Missouri State Penitentiary
The maximum security facility was once thought to have "the bloodiest 47 acres in America."
In 1822 Jefferson City was designated the state capital of Missouri, then just a year old. The title was tenuous so governor John Miller did what anyone would do to to solidify the claim. He called for the construction of a maximum security prison there.
In 1836, the Missouri State Penitentiary accepted its first inmate, and in 1842 the first female inmate arrived.
The prison’s buildings and any nearby homes were built by inmates, and by 1885 six major shoe companies were taking advantage of the prisoners’ unpaid labor.
Activist Emma Goldman, who the U.S. considered the “ablest and most dangerous” anarchist in the country spent some time there starting in 1917. She organized the women inmates and led a rebellion against unfair treatment. Her agitations were so successful that in 1919, even though she testified but couldn’t pay what was left of the $10,000 fine she owed, prison administrators said she was free to go anyway.

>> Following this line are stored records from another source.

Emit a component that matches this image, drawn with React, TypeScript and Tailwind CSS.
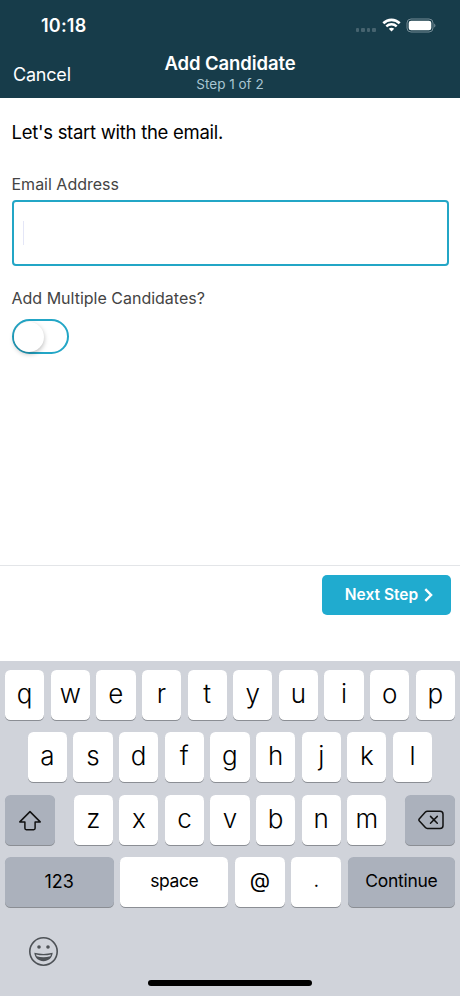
import { useState, type ReactNode } from 'react';

const TOP_ROW = ['q', 'w', 'e', 'r', 't', 'y', 'u', 'i', 'o', 'p'];
const HOME_ROW = ['a', 's', 'd', 'f', 'g', 'h', 'j', 'k', 'l'];
const BOTTOM_ROW = ['z', 'x', 'c', 'v', 'b', 'n', 'm'];

function StatusBar() {
  return (
    <div className="flex h-[50px] items-start justify-between pl-[41px] pr-[23.5px]">
      <span className="mt-[14px] text-[18px] leading-6 font-semibold tracking-[0.2px]">10:18</span>
      <div className="mt-[17px] flex items-start">
        <div className="mt-[11px] flex gap-[2px]">
          {[0, 1, 2, 3].map((i) => <span key={i} className="h-1 w-[3.5px] rounded-[1px] bg-[#46636f]" />)}
        </div>
        <svg className="mt-[1px] ml-[6px]" width="19" height="14" viewBox="0 0 19 14" fill="none">
          <path d="M1.3 5.3C6 .7 13 .7 17.7 5.3" stroke="white" strokeWidth="2.6" />
          <path d="M4.3 8.4C7.3 5.6 11.7 5.6 14.7 8.4" stroke="white" strokeWidth="2.4" />
          <path d="M9.5 13.6 6.8 10.8C8.3 9.4 10.7 9.4 12.2 10.8Z" fill="white" />
        </svg>
        <svg className="mt-[1px] ml-[5px]" width="31" height="15" viewBox="0 0 31 15" fill="none">
          <rect x="1" y="1" width="26" height="13" rx="4" stroke="#748b95" strokeWidth="1" />
          <rect x="2.7" y="2.7" width="22.6" height="9.6" rx="2.4" fill="white" />
          <path d="M28.2 5.4C29.9 6.2 29.9 8.8 28.2 9.6Z" fill="#748b95" />
        </svg>
      </div>
    </div>
  );
}

function Header() {
  return (
    <header className="h-[98px] bg-[#173c4a] text-white">
      <StatusBar />
      <div className="grid h-[48px] grid-cols-3">
        <button className="mt-[13px] h-6 pl-[13px] text-left text-[18px] leading-6 tracking-[-0.2px]">Cancel</button>
        <div className="flex flex-col items-center whitespace-nowrap">
          <h1 className="mt-[1px] text-[18.5px] leading-6 font-semibold tracking-[-0.1px]">Add Candidate</h1>
          <p className="text-[13.5px] leading-[18px] text-[#a9c6d2]">Step 1 of 2</p>
        </div>
      </div>
    </header>
  );
}

function Key({ children, className = '', dark = false }: { children: ReactNode; className?: string; dark?: boolean }) {
  return (
    <button
      className={`flex h-[50px] items-center justify-center rounded-[5.5px] shadow-[0_1px_0_#8b8e94] ${dark ? 'bg-[#abb1bc]' : 'bg-white'} ${className}`}
    >
      {children}
    </button>
  );
}

function Letter({ char }: { char: string }) {
  return (
    <Key className="w-[39.3px]">
      <span className="-mt-0.5 text-[26px] leading-8 font-light">{char}</span>
    </Key>
  );
}

function Keyboard() {
  return (
    <div className="flex h-[335px] flex-col bg-[#d0d3da] px-[5px] pt-[9px] text-black">
      <div className="flex flex-col gap-[12.3px]">
        <div className="flex justify-between">
          {TOP_ROW.map((c) => <Letter key={c} char={c} />)}
        </div>
        <div className="flex justify-between px-[22.8px]">
          {HOME_ROW.map((c) => <Letter key={c} char={c} />)}
        </div>
        <div className="flex justify-between">
          <Key dark className="w-[49.5px]">
            <svg className="mt-[2px] ml-[1px]" width="24" height="22" viewBox="0 0 24 22" fill="none" stroke="#111" strokeWidth="1.5" strokeLinejoin="round">
              <path d="M12 1.6 22.2 11.9H17.1V18.3Q17.1 19.7 15.7 19.7H8.3Q6.9 19.7 6.9 18.3V11.9H1.8Z" />
            </svg>
          </Key>
          <div className="flex gap-[6.3px]">
            {BOTTOM_ROW.map((c) => <Letter key={c} char={c} />)}
          </div>
          <Key dark className="w-[49.5px]">
            <svg className="mt-[1px] ml-[1px]" width="26" height="20" viewBox="0 0 26 20" fill="none" stroke="#111" strokeWidth="1.5" strokeLinecap="round" strokeLinejoin="round">
              <path d="M9.4 1.2H22Q25 1.2 25 4.2V15.5Q25 18.5 22 18.5H9.4Q8.2 18.5 7.4 17.6L1.4 11.1Q.4 9.9 1.4 8.7L7.4 2.1Q8.2 1.2 9.4 1.2Z" />
              <path d="M12.5 6.4 19.3 13.3M19.3 6.4 12.5 13.3" />
            </svg>
          </Key>
        </div>
        <div className="flex justify-between">
          <Key dark className="w-[108.5px]"><span className="text-[18px]">123</span></Key>
          <Key className="w-[108px]"><span className="-mt-0.5 text-[17.5px] tracking-[-0.4px]">space</span></Key>
          <Key className="w-[49.7px]"><span className="-mt-0.5 text-[21px]">@</span></Key>
          <Key className="w-[49.7px]"><span className="-mt-0.5 text-[18px]">.</span></Key>
          <Key dark className="w-[107.2px]"><span className="-mt-0.5 text-[17.5px] tracking-[-0.3px]">Continue</span></Key>
        </div>
      </div>
      <svg className="mt-[29px] ml-[23px]" width="31" height="31" viewBox="0 0 31 31" fill="none">
        <circle cx="15.5" cy="15.5" r="13.7" stroke="#4e5257" strokeWidth="1.6" />
        <circle cx="11" cy="11" r="1.8" fill="#4e5257" />
        <circle cx="20" cy="11" r="1.8" fill="#4e5257" />
        <path d="M6.3 16.8Q15.5 19 24.7 16.8C24.2 22 20.4 25.2 15.5 25.2S6.8 22 6.3 16.8Z" fill="#4e5257" />
        <path d="M7.9 18.5Q15.5 20.2 23.1 18.5L22.3 20.3Q15.5 22.1 8.7 20.3Z" fill="#d0d3da" />
      </svg>
      <div className="mt-[13px] h-[6px] w-[164px] self-center rounded-full bg-black" />
    </div>
  );
}

export default function App() {
  const [email, setEmail] = useState('');
  const [multiple, setMultiple] = useState(false);

  return (
    <div className="flex h-[996px] w-[460px] flex-col overflow-hidden bg-white font-['Inter',sans-serif]">
      <Header />
      <main className="h-[467px] px-[11.5px] pt-[21px]">
        <p className="text-[18.5px] leading-[26px] tracking-[-0.28px] text-black">Let's start with the email.</p>
        <label className="mt-[28px] block text-[16px] leading-[22px] text-[#444]" htmlFor="email">Email Address</label>
        <div className="mt-[5px] flex h-[66px] items-center rounded-[4px] border-2 border-[#23a6c6] px-[9px]">
          <span className="h-6 w-px bg-[#e4e6f7]" />
          <input id="email" className="min-w-0 flex-1 outline-none" value={email} onChange={(e) => setEmail(e.target.value)} />
        </div>
        <p className="mt-[21px] text-[16px] leading-[22px] text-[#444]">Add Multiple Candidates?</p>
        <button
          className="mt-[10px] flex h-[35px] w-[57px] items-center rounded-full border-2 border-[#23a6c6]"
          role="switch"
          aria-checked={multiple}
          onClick={() => setMultiple(!multiple)}
        >
          <span className={`h-[30px] w-[30px] rounded-full bg-white shadow-[0_2px_5px_rgba(0,0,0,0.28)] ${multiple ? 'ml-[23px]' : ''}`} />
        </button>
      </main>
      <footer className="flex h-[96px] items-start justify-end border-t border-[#e3e5e8] pt-[9px] pr-[9px]">
        <button className="flex h-[40px] w-[129px] items-center justify-center gap-[6px] rounded-[5px] bg-[#20abcf] pl-[5px] text-white">
          <span className="-mt-px text-[15.5px] font-semibold">Next Step</span>
          <svg className="-mt-px" width="9" height="14" viewBox="0 0 9 14" fill="none" stroke="white" strokeWidth="2.4">
            <path d="M1.3 1.2 7.1 7 1.3 12.8" />
          </svg>
        </button>
      </footer>
      <Keyboard />
    </div>
  );
}
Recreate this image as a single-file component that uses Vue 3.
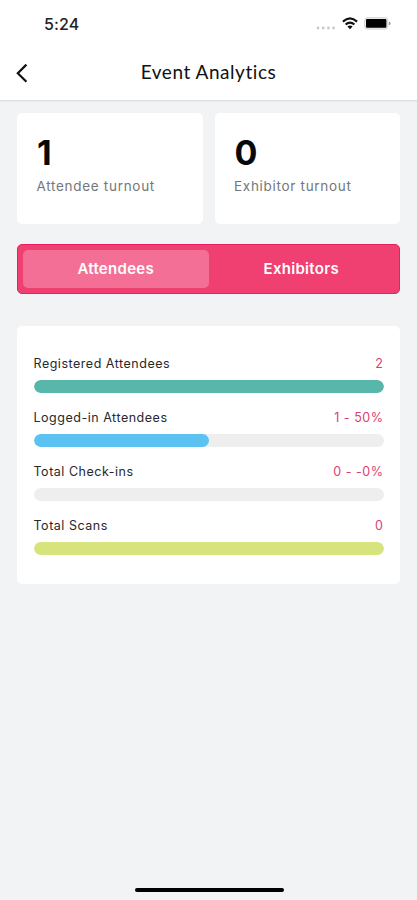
<script setup>
const totals = [
  { value: '1', label: 'Attendee turnout' },
  { value: '0', label: 'Exhibitor turnout' },
]
const metrics = [
  { label: 'Registered Attendees', value: '2', percent: 100, color: '#59b6aa' },
  { label: 'Logged-in Attendees', value: '1 - 50%', percent: 50, color: '#5bc2f1' },
  { label: 'Total Check-ins', value: '0 - -0%', percent: 0, color: '#59b6aa' },
  { label: 'Total Scans', value: '0', percent: 100, color: '#d7e37d' },
]
</script>

<template>
  <div class="screen">
    <header class="header">
      <div class="status">
        <span class="time">5:24</span>
        <div class="indicators">
          <svg class="dots" width="20" height="4" viewBox="0 0 20 4" fill="#c8c8c8">
            <circle cx="2" cy="2" r="1.4" /><circle cx="7.2" cy="2" r="1.4" />
            <circle cx="12.4" cy="2" r="1.4" /><circle cx="17.6" cy="2" r="1.4" />
          </svg>
          <svg class="wifi" width="16" height="13" viewBox="0 0 16 13" fill="none" stroke="#111" stroke-width="2.1">
            <path d="M.9 4.6Q8-1.8 15.1 4.6" />
            <path d="M3.6 7.5Q8 3.6 12.4 7.5" />
            <path d="M8 12.2 5.4 9.6Q8 7.6 10.6 9.6Z" fill="#111" stroke="none" />
          </svg>
          <svg class="battery" width="27" height="13" viewBox="0 0 27 13">
            <rect x=".7" y=".7" width="23" height="11.4" rx="2.6" fill="#eee" stroke="#d2d2d2" />
            <rect x="2" y="2" width="20.4" height="8.8" rx="1" fill="#000" />
            <path d="M24.8 4.4Q26.6 5 26.6 6.4T24.8 8.4Z" fill="#999" />
          </svg>
        </div>
      </div>
      <div class="nav">
        <svg class="back" width="12" height="20" viewBox="0 0 12 20" fill="none" stroke="#111" stroke-width="2.2">
          <path d="M10.4 1.6 1.8 10.2l8.6 8.6" />
        </svg>
        <h1>Event Analytics</h1>
      </div>
    </header>

    <main>
      <section class="totals">
        <article v-for="item in totals" :key="item.label" class="total">
          <strong>{{ item.value }}</strong>
          <span>{{ item.label }}</span>
        </article>
      </section>

      <div class="tabs">
        <button class="tab active">Attendees</button>
        <button class="tab">Exhibitors</button>
      </div>

      <section class="metrics">
        <div v-for="item in metrics" :key="item.label" class="metric">
          <div class="row">
            <span>{{ item.label }}</span>
            <span class="value">{{ item.value }}</span>
          </div>
          <div class="track">
            <div class="fill" :style="{ width: item.percent + '%', background: item.color }"></div>
          </div>
        </div>
      </section>
    </main>
    <div class="home"></div>
  </div>
</template>

<style>
body { background: #f1f3f5; }
</style>

<style scoped>
.screen {
  box-sizing: border-box;
  height: 900px;
  display: flex;
  flex-direction: column;
  background: #f1f3f5;
  font-family: Inter, "Liberation Sans", sans-serif;
  color: #111;
}
.header {
  box-sizing: border-box;
  height: 101px;
  flex: none;
  background: #fff;
  border-bottom: 1px solid #dcdee0;
  box-shadow: 0 1px 1px #e9ebec;
}
.status {
  height: 48px;
  display: flex;
  justify-content: space-between;
  padding: 0 26px 0 44px;
}
.time { font-size: 16px; font-weight: 500; line-height: 48px; letter-spacing: .1px; color: #222; }
.indicators { display: flex; align-items: flex-start; padding-top: 17px; }
.dots { margin: 9px 6px 0 0; }
.wifi { margin-right: 6px; }
.nav { height: 50px; display: grid; grid-template-columns: 60px 1fr 60px; align-items: center; }
.back { margin-left: 16px; }
h1 {
  margin: 0 0 2px;
  text-align: center;
  font: 400 19px/48px Lato, sans-serif;
  letter-spacing: .55px;
}
main { padding: 12px 17px 0; }
.totals { display: grid; grid-template-columns: 1fr 1fr; gap: 12px; }
.total {
  box-sizing: border-box;
  height: 111px;
  padding: 20px 19px;
  display: flex;
  flex-direction: column;
  background: #fff;
  border-radius: 5px;
}
.total strong { padding-left: 1px; font-size: 34px; line-height: 40px; font-weight: 700; color: #080808; }
.total span { margin-top: 3px; padding-left: .5px; font-size: 13.5px; line-height: 20px; letter-spacing: .7px; color: #74777a; }
.tabs {
  box-sizing: border-box;
  height: 50px;
  margin-top: 20px;
  padding: 5px;
  display: grid;
  grid-template-columns: 1fr 1fr;
  border: 1px solid #e91e63;
  border-radius: 5px;
  background: #ef4071;
}
.tab {
  border: 0;
  padding: 0 0 1px;
  border-radius: 5px;
  background: transparent;
  color: #fff;
  font: 600 15px/20px Inter, sans-serif;
  letter-spacing: .3px;
}
.active { background: #f36f95; }
.metrics {
  box-sizing: border-box;
  height: 258px;
  margin-top: 32px;
  padding: 28px 16.5px;
  display: flex;
  flex-direction: column;
  gap: 14px;
  background: #fff;
  border-radius: 5px;
}
.metric { height: 40px; flex: none; }
.row {
  height: 26px;
  display: flex;
  justify-content: space-between;
  font-size: 12.5px;
  line-height: 19px;
  letter-spacing: .52px;
  color: #27292c;
}
.value { color: #df3d70; }
.track { height: 12.8px; border-radius: 7px; background: #eee; overflow: hidden; }
.fill { height: 100%; border-radius: 7px; }
.home { width: 149px; height: 4px; margin: auto 133px 8px 135px; border-radius: 2px; background: #000; }
</style>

In 1932, with 5,200 inmates, it held the largest inmate population in the U.S. and was considered one of the most successful prisons in the country. But countless injuries and deaths within the facility and a major riot in 1954 led Time Magazine to deem it “the bloodiest 47 acres in America.”
Some familiar names were also housed in the prison at different points. Charles “Sonny” Liston learned to box in the prison, and just a year after he was released on parole in 1952, his meteoric rise to fame began when he won the 1953 National Heavyweight Championship in Chicago.
James Earl Ray was sentenced to 20 years in the penitentiary in 1959, after holding up a grocery store, but in 1967 he managed to escape by hiding in a shipping box. Just a year later, on April 4, 1968, Ray killed Martin Luther King Jr.
Prior to 1937, executions were carried out by the local sheriff. After governor Lloyd Stark signed a bill in September of that year, inmates would have to be executed using lethal gas. Thirty-nine inmates were executed in the gas chamber in a small building separate from the main prison between 1937 and 1965.
The penitentiary was the oldest operating penal facility west of the Mississippi River up until it closed on September 15, 2004. Inmates were moved to the nearby Jefferson City Correctional Center.
The prison is now a museum and has been the site of over 100 organized paranormal investigations. In addition to hosting historical tours the museum features ghost tours and hunts, including an overnight stay.